Só feito esse percurso, Carlos Nelson Coutinho vai falar do gramscismo fora do PCB. Além da Universidade rapidamente citada, ele cita o influxo sobre a teologia da libertação. O trabalho com/sobre o universo conceitual gramsciano é um bom exemplo sobre a importância da Universidade para a teoria marxista no Brasil. Palco de inúmeros confrontos teóricos e ideológicos, ela viveu e tornou possível, no plano da massa, mais do que os ditos PCs, o debate sobre a teoria marxista. Ele sequer dimensiona o problema e sua relevância.

Repensar a trajetória do pensamento gramsciano é uma necessidade que vai muito mais além da história do autor em questão. José Aricó contou como se deu esse processo na Argentina em um belo livro: La cola del diablo. Título sugestivo: O rabo do diabo é uma explicação dada por aqueles que tendem a ver - sempre! - nos resultados negativos de suas ações a presença de fenômenos perturbadores, como a ultra-esquerda, o cientificismo antiideológico e o irracionalismo.

Quem acompanhou os textos de Carlos Nelson Coutinho constata que as elaborações da teoria política do PCB parecem mais produtos da elaboração italiana do que da análise da realidade nacional. A elaboração de uma visão crítica e de teses adequadas à nossa realidade pelo PCB não aparecem.

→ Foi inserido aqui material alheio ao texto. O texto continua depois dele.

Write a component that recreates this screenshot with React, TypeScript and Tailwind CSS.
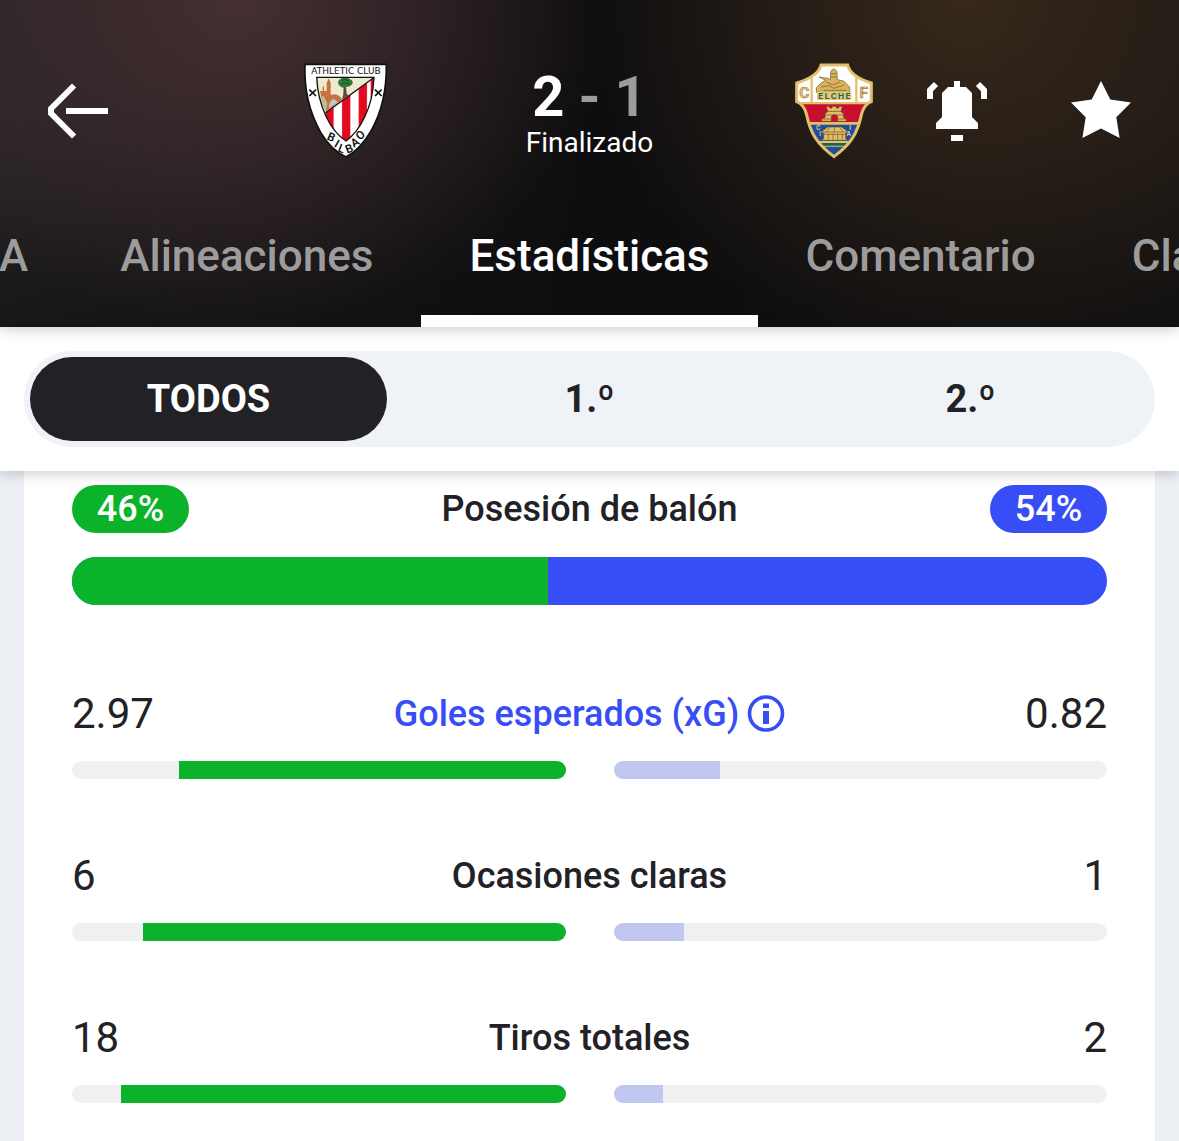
import { clsx } from "clsx";

const stats = [
  { label: "Goles esperados (xG)", home: 2.97, away: 0.82, info: true },
  { label: "Ocasiones claras", home: 6, away: 1 },
  { label: "Tiros totales", home: 18, away: 2 },
];

const periods = ["TODOS", "1.º", "2.º"];

const AthleticCrest = () => {
  return (
    <svg viewBox="36 38 264 288" className="h-24" role="img" aria-label="Athletic Club">
      <path
        d="M45 42H289C290 110 278 180 244 240C222 278 194 306 168 320C142 308 112 280 92 246C58 186 42 112 45 42Z"
        fill="#fff"
        stroke="#111"
        strokeWidth="5"
      />
      <path d="M80 81H252C250 128 242 164 224 200C208 234 190 256 168 272C146 258 124 232 108 198C90 160 82 122 80 81Z" fill="#eee8cc" />
      <path d="M90 122H98V110L102 106V122H110V98L116 84L122 98V134L134 132Q150 134 156 148L110 182L98 160Z" fill="#c9703f" />
      <path d="M116 174Q118 152 130 146Q140 148 143 156Z" fill="#b7cdc8" />
      <path d="M88 140L102 138L112 160L107 186Z" fill="#b9bf95" />
      <path d="M161 106H168L170 132L176 134L156 148L160 132Z" fill="#554c36" />
      <path d="M144 98C144 88 152 88 154 84C162 78 176 82 180 87C190 90 190 100 184 104C178 112 166 108 162 112C154 112 148 108 144 98Z" fill="#2f7a3a" />
      <path d="M156 90Q166 84 176 92M152 102Q164 94 178 102" fill="none" stroke="#174d25" strokeWidth="3" />
      <path d="M252 81C250 128 242 164 224 200C208 234 190 256 168 272C146 258 124 232 108 198L107 186Z" fill="#fff" />
      <path
        d="M107 186L131 169V238C119 222 113 209 108 198ZM156 152L181 134V262L168 272L156 262ZM206 116L231 98V184Q220 212 206 232ZM242 90L252 81Q250 118 242 148Z"
        fill="#e30a1f"
      />
      <path d="M131 168V238M156 151V262M181 133V261M206 115V232M231 97V184" stroke="#e8a5a8" strokeWidth="1" />
      <path
        d="M80 81H252C250 128 242 164 224 200C208 234 190 256 168 272C146 258 124 232 108 198C90 160 82 122 80 81ZM107 187L250 83"
        fill="none"
        stroke="#111"
        strokeWidth="4"
      />
      <path d="M58 118L78 137M78 118L58 137M255 118L275 137M275 118L255 137" stroke="#111" strokeWidth="5" />
      <g fill="#111" textAnchor="middle">
        <text x="168" y="71" fontSize="27" fontFamily="DejaVu Sans, sans-serif">ATHLETIC CLUB</text>
        <g fontSize="35" fontWeight="600" fontFamily="Roboto, sans-serif">
          <text transform="translate(119 271) rotate(24)">B</text>
          <text transform="translate(135 290) rotate(30)">I</text>
          <text transform="translate(151 306) rotate(20)">L</text>
          <text transform="translate(182 306) rotate(-22)">B</text>
          <text transform="translate(201 286) rotate(-32)">A</text>
          <text transform="translate(219 263) rotate(-42)">O</text>
        </g>
      </g>
    </svg>
  );
};

const ElcheCrest = () => {
  return (
    <svg viewBox="27 38 264 288" className="h-24" role="img" aria-label="Elche">
      <defs>
        <clipPath id="elche">
          <path d="M120 44H200Q208 78 271 98V154Q250 162 242 190Q232 238 214 264Q198 290 159 319Q120 290 104 264Q86 238 76 190Q68 162 47 154V98Q112 78 120 44Z" />
        </clipPath>
      </defs>
      <g clipPath="url(#elche)">
        <path d="M40 40H280V160H40Z" fill="#fff" />
        <path d="M60 160H260V217H60Z" fill="#c8102e" />
        <path d="M60 217H260V325H60Z" fill="#1d4f9e" />
        <path d="M60 272H260V278H60Z" fill="#ddc77b" />
        <path d="M60 278H260V286H60Z" fill="#176b3b" />
        <path d="M60 155H260V162H60ZM60 215H260V223H60ZM60 286H260V289H60Z" fill="#e3bf6c" />
        <path d="M92 70V156M226 70V156" stroke="#e3bf6c" strokeWidth="7" />
      </g>
      <path
        d="M120 44H200Q208 78 271 98V154Q250 162 242 190Q232 238 214 264Q198 290 159 319Q120 290 104 264Q86 238 76 190Q68 162 47 154V98Q112 78 120 44Z"
        fill="none"
        stroke="#e3bf6c"
        strokeWidth="9"
      />
      <path
        d="M106 126V112L120 98L134 90L114 80L140 84L148 88L149 64Q158 48 168 64L169 88L188 92L206 110V126Z"
        fill="#d8b45f"
        stroke="#75572a"
        strokeWidth="2"
      />
      <path d="M150 70H166M148 80H168M136 94L154 104L176 96M120 110L144 106L158 114L190 104M128 120H196" fill="none" stroke="#75572a" strokeWidth="2" />
      <path d="M108 124H211V149H108Z" fill="#e3c77d" />
      <path
        d="M122 213V206L132 202V190L140 184L136 168H146V173H153V168H166V173H173V168H184L180 184L188 190V202L196 206V213H170V198Q160 188 151 198V213Z"
        fill="#e3bf6c"
        stroke="#6b3b20"
        strokeWidth="2"
      />
      <path d="M140 183H180M132 194H188M126 206H150M171 206H194" stroke="#6b3b20" strokeWidth="2" />
      <path d="M119 245L132 236L140 230H182L202 245L194 249V265L200 270H120L128 265V249Z" fill="#e3bf6c" stroke="#6b5326" strokeWidth="2" />
      <path d="M122 245H200M128 252H194M142 250V268M156 250V268M170 250V268M184 250V268M146 231L136 244M160 231V244M176 231L186 244" stroke="#6b5326" strokeWidth="2" />
      <g fontFamily="Inter, sans-serif" textAnchor="middle">
        <g fontSize="46" fontWeight="700" fontFamily="Roboto, sans-serif" fill="#e3c77d" stroke="#a58040" strokeWidth="2">
          <text x="70" y="142">C</text>
          <text x="248" y="142">F</text>
        </g>
        <g fontSize="24" fontWeight="700" fill="#176b3b">
          <text x="119" y="145">E</text>
          <text x="138" y="145">L</text>
          <text x="158" y="145">C</text>
          <text x="180" y="145">H</text>
          <text x="201" y="145">E</text>
        </g>
        <g fontSize="18" fontWeight="600" fill="#e9d596">
          <text x="112" y="240">C</text>
          <text x="117" y="256">I</text>
          <text x="207" y="238">I</text>
          <text x="203" y="256">A</text>
        </g>
      </g>
    </svg>
  );
};

const Header = () => {
  return (
    <header className="relative z-10 bg-[radial-gradient(ellipse_32%_100%_at_20%_0%,#452f32,transparent),radial-gradient(ellipse_32%_110%_at_82%_0%,#36281b,transparent),linear-gradient(180deg,transparent_40%,#0d0d0e90),linear-gradient(90deg,#272425,#0e0d0f_50%,#1a1614)] pt-[63px] text-white shadow-[0_3px_12px_#00000030]">
      <div className="grid h-24 grid-cols-[1fr_auto_1fr] items-center">
        <button aria-label="Volver" className="ml-[42px] w-[72px]">
          <svg viewBox="0 0 24 24" fill="currentColor">
            <path d="M10 2.8L11.4 4.2L4 11.6V12.4L11.4 19.8L10 21.2L2 13.2V10.8ZM8 11H22V13H8Z" />
          </svg>
        </button>
        <div className="flex items-center">
          <div className="flex w-24 justify-center"><AthleticCrest /></div>
          <div className="flex w-[392px] flex-col items-center pt-1">
            <p className="flex gap-[14px] text-[56px] leading-[60px] font-bold">
              <span>2</span>
              <span className="text-[#9d9c9d]">-</span>
              <span className="text-[#9d9c9d]">1</span>
            </p>
            <p className="text-[28px] leading-8">Finalizado</p>
          </div>
          <div className="flex w-24 justify-center"><ElcheCrest /></div>
        </div>
        <div className="flex justify-end gap-[72px] pr-[42px]">
          <button aria-label="Notificaciones" className="w-[72px]">
            <svg viewBox="0 0 24 24" fill="currentColor">
              <path d="M11 2H13V4H15L17 6V14L19 16V18H5V16L7 14V6L9 4H11ZM10 20H14V22H10ZM2 8V4.7L4.3 2.3L5.7 3.7L4 5.4V8ZM22 8V4.7L19.7 2.3L18.3 3.7L20 5.4V8Z" />
            </svg>
          </button>
          <button aria-label="Favorito" className="w-[72px]">
            <svg viewBox="0 0 24 24" fill="currentColor">
              <path d="M12 2L15.1 8.2L22 9.2L17.1 14.1L18.2 21L12 17.8L5.8 21L6.9 14.1L2 9.2L8.9 8.2Z" />
            </svg>
          </button>
        </div>
      </div>
      <nav className="mt-[71px] grid grid-cols-[1fr_auto_1fr] text-[44px] leading-[52px] font-medium whitespace-nowrap">
        <div className="flex justify-end overflow-hidden text-[#9d9c9d]">
          <a href="#" className="pr-11">A</a>
          <a href="#" className="px-12">Alineaciones</a>
        </div>
        <a href="#" aria-current="page" className="border-b-12 border-white px-12 pb-[33px]">Estadísticas</a>
        <div className="flex overflow-hidden text-[#9d9c9d]">
          <a href="#" className="px-12">Comentario</a>
          <a href="#" className="px-12">Clasificación</a>
        </div>
      </nav>
    </header>
  );
};

const PeriodFilter = () => {
  return (
    <div className="relative bg-white p-6 shadow-[0_3px_12px_#00000030]">
      <div className="grid grid-cols-3 gap-6 rounded-full bg-[#eff3f7] p-[6px]">
        {periods.map((period, i) => (
          <button
            key={period}
            aria-pressed={i === 0}
            className={clsx("h-[84px] rounded-full text-[38px] font-bold", i === 0 && "bg-[#222226] text-white")}
          >
            {period}
          </button>
        ))}
      </div>
    </div>
  );
};

const Bar = ({ value, total, home }: { value: number; total: number; home?: boolean }) => {
  return (
    <div className={clsx("flex h-[18px] flex-1 overflow-hidden rounded-full bg-[#f0f0f2]", home && "justify-end")}>
      <div className={home ? "bg-[#0bb32a]" : "bg-[#c2c7f2]"} style={{ width: `${(value / total) * 100}%` }} />
    </div>
  );
};

const App = () => {
  return (
    <div className="min-h-screen overflow-hidden bg-[#ecf0f5] font-['Roboto',sans-serif] text-[#222226]">
      <Header />
      <PeriodFilter />
      <main className="mx-6 bg-white px-12 pt-[14px] pb-[38px]">
        <section>
          <div className="flex items-center justify-between text-[36px] leading-[48px] font-medium">
            <span className="w-[117px] rounded-full bg-[#0bb32a] text-center text-white">46%</span>
            <h2>Posesión de balón</h2>
            <span className="w-[117px] rounded-full bg-[#374df5] text-center text-white">54%</span>
          </div>
          <div className="mt-6 flex h-12 overflow-hidden rounded-full bg-[#374df5]">
            <div className="w-[46%] bg-[#0bb32a]" />
          </div>
        </section>
        <div className="mt-[84px] flex flex-col gap-[72px]">
          {stats.map(({ label, home, away, info }) => (
            <section key={label}>
              <div className="grid grid-cols-[1fr_auto_1fr] items-center text-[42px] leading-[50px]">
                <span>{home}</span>
                {info ? (
                  <button className="flex items-center gap-2 text-[36px] font-medium text-[#374df5]">
                    {label}
                    <svg viewBox="0 0 38 38" className="w-[38px]" fill="currentColor">
                      <circle cx="19" cy="18.5" r="16.5" fill="none" stroke="currentColor" strokeWidth="3.6" />
                      <path d="M16 8.5H22V13H16ZM16 16H22V29H16Z" />
                    </svg>
                  </button>
                ) : (
                  <h2 className="text-[36px] font-medium">{label}</h2>
                )}
                <span className="text-right">{away}</span>
              </div>
              <div className="mt-[22px] flex gap-12">
                <Bar value={home} total={home + away} home />
                <Bar value={away} total={home + away} />
              </div>
            </section>
          ))}
        </div>
      </main>
    </div>
  );
};

export default App;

A separação entre análise de conjuntura/estratégia/tática, tal como nos foi descrita, é, para nós, uma revelação muito precisa de como e por que o pensamento gramsciano não cabia na matriz PCB. No entanto, para os "jovens intelectuais" do PCB isso poderia ter sido superado: eles leram "bem" os italianos. Pena que a realidade brasileira não tenha sido um bom laboratório para a produção deles. Se assim fosse, quem sabe, o debate e a prática política teriam sido mais ricos e eficientes.

Edmundo Fernandes Dias é professor da Unicamp.